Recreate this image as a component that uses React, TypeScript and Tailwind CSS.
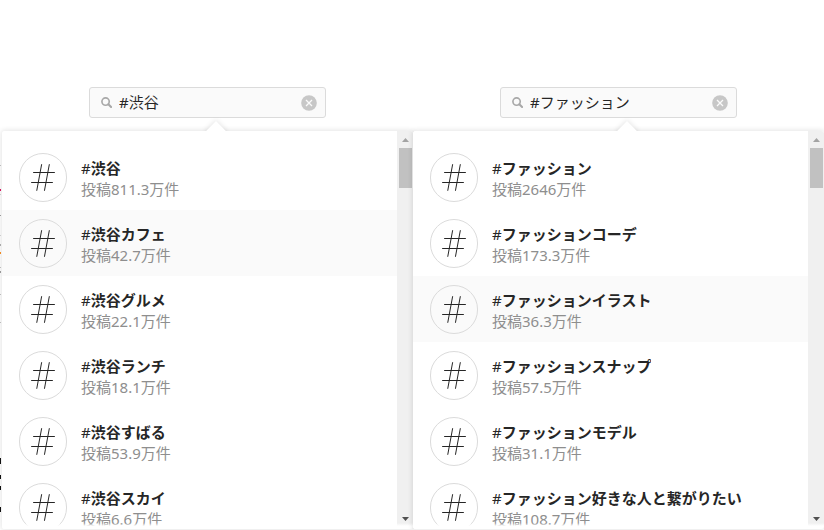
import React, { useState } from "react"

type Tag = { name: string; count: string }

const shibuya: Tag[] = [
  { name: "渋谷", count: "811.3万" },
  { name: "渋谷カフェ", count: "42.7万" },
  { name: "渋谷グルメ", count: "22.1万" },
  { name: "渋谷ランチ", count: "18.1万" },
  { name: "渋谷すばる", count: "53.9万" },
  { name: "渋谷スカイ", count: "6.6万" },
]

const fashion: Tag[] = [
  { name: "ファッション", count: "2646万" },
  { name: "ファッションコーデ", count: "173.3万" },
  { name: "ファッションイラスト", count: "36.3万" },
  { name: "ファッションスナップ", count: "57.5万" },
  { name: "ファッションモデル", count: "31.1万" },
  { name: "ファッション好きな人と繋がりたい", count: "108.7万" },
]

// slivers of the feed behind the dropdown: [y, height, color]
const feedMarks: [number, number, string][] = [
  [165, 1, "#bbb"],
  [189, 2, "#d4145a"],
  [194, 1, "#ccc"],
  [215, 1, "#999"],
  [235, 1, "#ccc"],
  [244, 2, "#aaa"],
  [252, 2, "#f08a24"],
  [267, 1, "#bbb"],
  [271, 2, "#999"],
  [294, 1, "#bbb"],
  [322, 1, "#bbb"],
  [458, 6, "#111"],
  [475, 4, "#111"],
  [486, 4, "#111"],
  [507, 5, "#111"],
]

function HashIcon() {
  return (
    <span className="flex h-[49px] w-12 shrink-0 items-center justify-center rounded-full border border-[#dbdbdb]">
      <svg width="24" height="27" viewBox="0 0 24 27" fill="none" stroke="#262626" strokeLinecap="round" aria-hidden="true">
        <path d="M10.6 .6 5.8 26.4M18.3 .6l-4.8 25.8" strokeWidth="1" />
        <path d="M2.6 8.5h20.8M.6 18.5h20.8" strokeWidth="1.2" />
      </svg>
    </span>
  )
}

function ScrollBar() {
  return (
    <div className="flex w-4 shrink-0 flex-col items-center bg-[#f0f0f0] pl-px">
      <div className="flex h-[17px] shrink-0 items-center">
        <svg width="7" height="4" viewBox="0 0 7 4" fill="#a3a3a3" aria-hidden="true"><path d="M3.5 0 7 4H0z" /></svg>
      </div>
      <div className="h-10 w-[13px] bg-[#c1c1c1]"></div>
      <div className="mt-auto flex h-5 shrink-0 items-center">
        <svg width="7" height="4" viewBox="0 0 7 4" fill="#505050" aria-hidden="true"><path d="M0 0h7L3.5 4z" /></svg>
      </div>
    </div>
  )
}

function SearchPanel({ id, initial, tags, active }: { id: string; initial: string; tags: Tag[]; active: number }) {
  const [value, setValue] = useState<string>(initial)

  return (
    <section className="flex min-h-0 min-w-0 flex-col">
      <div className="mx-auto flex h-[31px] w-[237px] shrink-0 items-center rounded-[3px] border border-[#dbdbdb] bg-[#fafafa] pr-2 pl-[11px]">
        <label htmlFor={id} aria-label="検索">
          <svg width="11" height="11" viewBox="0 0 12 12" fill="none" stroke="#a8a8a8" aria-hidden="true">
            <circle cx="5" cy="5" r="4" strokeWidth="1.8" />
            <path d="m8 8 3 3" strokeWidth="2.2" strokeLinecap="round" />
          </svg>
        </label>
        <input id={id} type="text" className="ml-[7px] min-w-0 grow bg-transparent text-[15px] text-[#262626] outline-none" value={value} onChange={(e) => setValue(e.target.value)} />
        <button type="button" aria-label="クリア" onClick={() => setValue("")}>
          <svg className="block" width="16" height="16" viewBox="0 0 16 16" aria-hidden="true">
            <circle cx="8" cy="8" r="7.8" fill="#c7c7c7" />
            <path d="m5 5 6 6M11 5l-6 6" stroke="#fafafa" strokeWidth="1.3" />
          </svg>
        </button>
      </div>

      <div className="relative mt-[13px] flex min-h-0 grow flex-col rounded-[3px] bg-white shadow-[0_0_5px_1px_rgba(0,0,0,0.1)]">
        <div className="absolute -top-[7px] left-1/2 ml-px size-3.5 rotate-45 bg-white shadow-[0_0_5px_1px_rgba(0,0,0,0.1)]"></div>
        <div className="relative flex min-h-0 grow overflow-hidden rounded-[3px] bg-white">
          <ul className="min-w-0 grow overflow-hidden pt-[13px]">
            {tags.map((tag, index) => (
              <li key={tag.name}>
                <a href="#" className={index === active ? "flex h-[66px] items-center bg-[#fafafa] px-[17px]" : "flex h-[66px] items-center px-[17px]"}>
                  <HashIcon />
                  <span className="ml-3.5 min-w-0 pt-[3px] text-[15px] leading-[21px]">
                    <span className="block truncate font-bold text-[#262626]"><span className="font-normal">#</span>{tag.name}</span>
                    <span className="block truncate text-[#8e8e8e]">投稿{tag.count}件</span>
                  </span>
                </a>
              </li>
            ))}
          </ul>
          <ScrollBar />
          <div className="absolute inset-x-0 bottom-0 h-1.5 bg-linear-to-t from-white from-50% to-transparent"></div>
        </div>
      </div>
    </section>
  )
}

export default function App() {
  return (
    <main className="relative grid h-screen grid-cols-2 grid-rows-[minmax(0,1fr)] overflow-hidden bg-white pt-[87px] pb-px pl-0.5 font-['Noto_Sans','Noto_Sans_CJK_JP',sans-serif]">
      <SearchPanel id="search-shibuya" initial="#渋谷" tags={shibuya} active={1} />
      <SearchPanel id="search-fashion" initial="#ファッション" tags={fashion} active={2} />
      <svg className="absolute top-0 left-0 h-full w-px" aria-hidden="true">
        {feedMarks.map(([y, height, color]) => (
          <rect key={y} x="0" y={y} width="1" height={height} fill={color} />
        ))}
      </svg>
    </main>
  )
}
_ _ _ _ _ _ _
● **SET PROBLEM**:
The data above should be repeated exactly, minus any pictures.

● **ANSWER TO THE TASK**:
Recreate this image as a component that uses React, TypeScript and Tailwind CSS.
import React, { useState } from "react"

type Tag = { name: string; count: string }

const shibuya: Tag[] = [
  { name: "渋谷", count: "811.3万" },
  { name: "渋谷カフェ", count: "42.7万" },
  { name: "渋谷グルメ", count: "22.1万" },
  { name: "渋谷ランチ", count: "18.1万" },
  { name: "渋谷すばる", count: "53.9万" },
  { name: "渋谷スカイ", count: "6.6万" },
]

const fashion: Tag[] = [
  { name: "ファッション", count: "2646万" },
  { name: "ファッションコーデ", count: "173.3万" },
  { name: "ファッションイラスト", count: "36.3万" },
  { name: "ファッションスナップ", count: "57.5万" },
  { name: "ファッションモデル", count: "31.1万" },
  { name: "ファッション好きな人と繋がりたい", count: "108.7万" },
]

// slivers of the feed behind the dropdown: [y, height, color]
const feedMarks: [number, number, string][] = [
  [165, 1, "#bbb"],
  [189, 2, "#d4145a"],
  [194, 1, "#ccc"],
  [215, 1, "#999"],
  [235, 1, "#ccc"],
  [244, 2, "#aaa"],
  [252, 2, "#f08a24"],
  [267, 1, "#bbb"],
  [271, 2, "#999"],
  [294, 1, "#bbb"],
  [322, 1, "#bbb"],
  [458, 6, "#111"],
  [475, 4, "#111"],
  [486, 4, "#111"],
  [507, 5, "#111"],
]

function HashIcon() {
  return (
    <span className="flex h-[49px] w-12 shrink-0 items-center justify-center rounded-full border border-[#dbdbdb]">
      <svg width="24" height="27" viewBox="0 0 24 27" fill="none" stroke="#262626" strokeLinecap="round" aria-hidden="true">
        <path d="M10.6 .6 5.8 26.4M18.3 .6l-4.8 25.8" strokeWidth="1" />
        <path d="M2.6 8.5h20.8M.6 18.5h20.8" strokeWidth="1.2" />
      </svg>
    </span>
  )
}

function ScrollBar() {
  return (
    <div className="flex w-4 shrink-0 flex-col items-center bg-[#f0f0f0] pl-px">
      <div className="flex h-[17px] shrink-0 items-center">
        <svg width="7" height="4" viewBox="0 0 7 4" fill="#a3a3a3" aria-hidden="true"><path d="M3.5 0 7 4H0z" /></svg>
      </div>
      <div className="h-10 w-[13px] bg-[#c1c1c1]"></div>
      <div className="mt-auto flex h-5 shrink-0 items-center">
        <svg width="7" height="4" viewBox="0 0 7 4" fill="#505050" aria-hidden="true"><path d="M0 0h7L3.5 4z" /></svg>
      </div>
    </div>
  )
}

function SearchPanel({ id, initial, tags, active }: { id: string; initial: string; tags: Tag[]; active: number }) {
  const [value, setValue] = useState<string>(initial)

  return (
    <section className="flex min-h-0 min-w-0 flex-col">
      <div className="mx-auto flex h-[31px] w-[237px] shrink-0 items-center rounded-[3px] border border-[#dbdbdb] bg-[#fafafa] pr-2 pl-[11px]">
        <label htmlFor={id} aria-label="検索">
          <svg width="11" height="11" viewBox="0 0 12 12" fill="none" stroke="#a8a8a8" aria-hidden="true">
            <circle cx="5" cy="5" r="4" strokeWidth="1.8" />
            <path d="m8 8 3 3" strokeWidth="2.2" strokeLinecap="round" />
          </svg>
        </label>
        <input id={id} type="text" className="ml-[7px] min-w-0 grow bg-transparent text-[15px] text-[#262626] outline-none" value={value} onChange={(e) => setValue(e.target.value)} />
        <button type="button" aria-label="クリア" onClick={() => setValue("")}>
          <svg className="block" width="16" height="16" viewBox="0 0 16 16" aria-hidden="true">
            <circle cx="8" cy="8" r="7.8" fill="#c7c7c7" />
            <path d="m5 5 6 6M11 5l-6 6" stroke="#fafafa" strokeWidth="1.3" />
          </svg>
        </button>
      </div>

      <div className="relative mt-[13px] flex min-h-0 grow flex-col rounded-[3px] bg-white shadow-[0_0_5px_1px_rgba(0,0,0,0.1)]">
        <div className="absolute -top-[7px] left-1/2 ml-px size-3.5 rotate-45 bg-white shadow-[0_0_5px_1px_rgba(0,0,0,0.1)]"></div>
        <div className="relative flex min-h-0 grow overflow-hidden rounded-[3px] bg-white">
          <ul className="min-w-0 grow overflow-hidden pt-[13px]">
            {tags.map((tag, index) => (
              <li key={tag.name}>
                <a href="#" className={index === active ? "flex h-[66px] items-center bg-[#fafafa] px-[17px]" : "flex h-[66px] items-center px-[17px]"}>
                  <HashIcon />
                  <span className="ml-3.5 min-w-0 pt-[3px] text-[15px] leading-[21px]">
                    <span className="block truncate font-bold text-[#262626]"><span className="font-normal">#</span>{tag.name}</span>
                    <span className="block truncate text-[#8e8e8e]">投稿{tag.count}件</span>
                  </span>
                </a>
              </li>
            ))}
          </ul>
          <ScrollBar />
          <div className="absolute inset-x-0 bottom-0 h-1.5 bg-linear-to-t from-white from-50% to-transparent"></div>
        </div>
      </div>
    </section>
  )
}

export default function App() {
  return (
    <main className="relative grid h-screen grid-cols-2 grid-rows-[minmax(0,1fr)] overflow-hidden bg-white pt-[87px] pb-px pl-0.5 font-['Noto_Sans','Noto_Sans_CJK_JP',sans-serif]">
      <SearchPanel id="search-shibuya" initial="#渋谷" tags={shibuya} active={1} />
      <SearchPanel id="search-fashion" initial="#ファッション" tags={fashion} active={2} />
      <svg className="absolute top-0 left-0 h-full w-px" aria-hidden="true">
        {feedMarks.map(([y, height, color]) => (
          <rect key={y} x="0" y={y} width="1" height={height} fill={color} />
        ))}
      </svg>
    </main>
  )
}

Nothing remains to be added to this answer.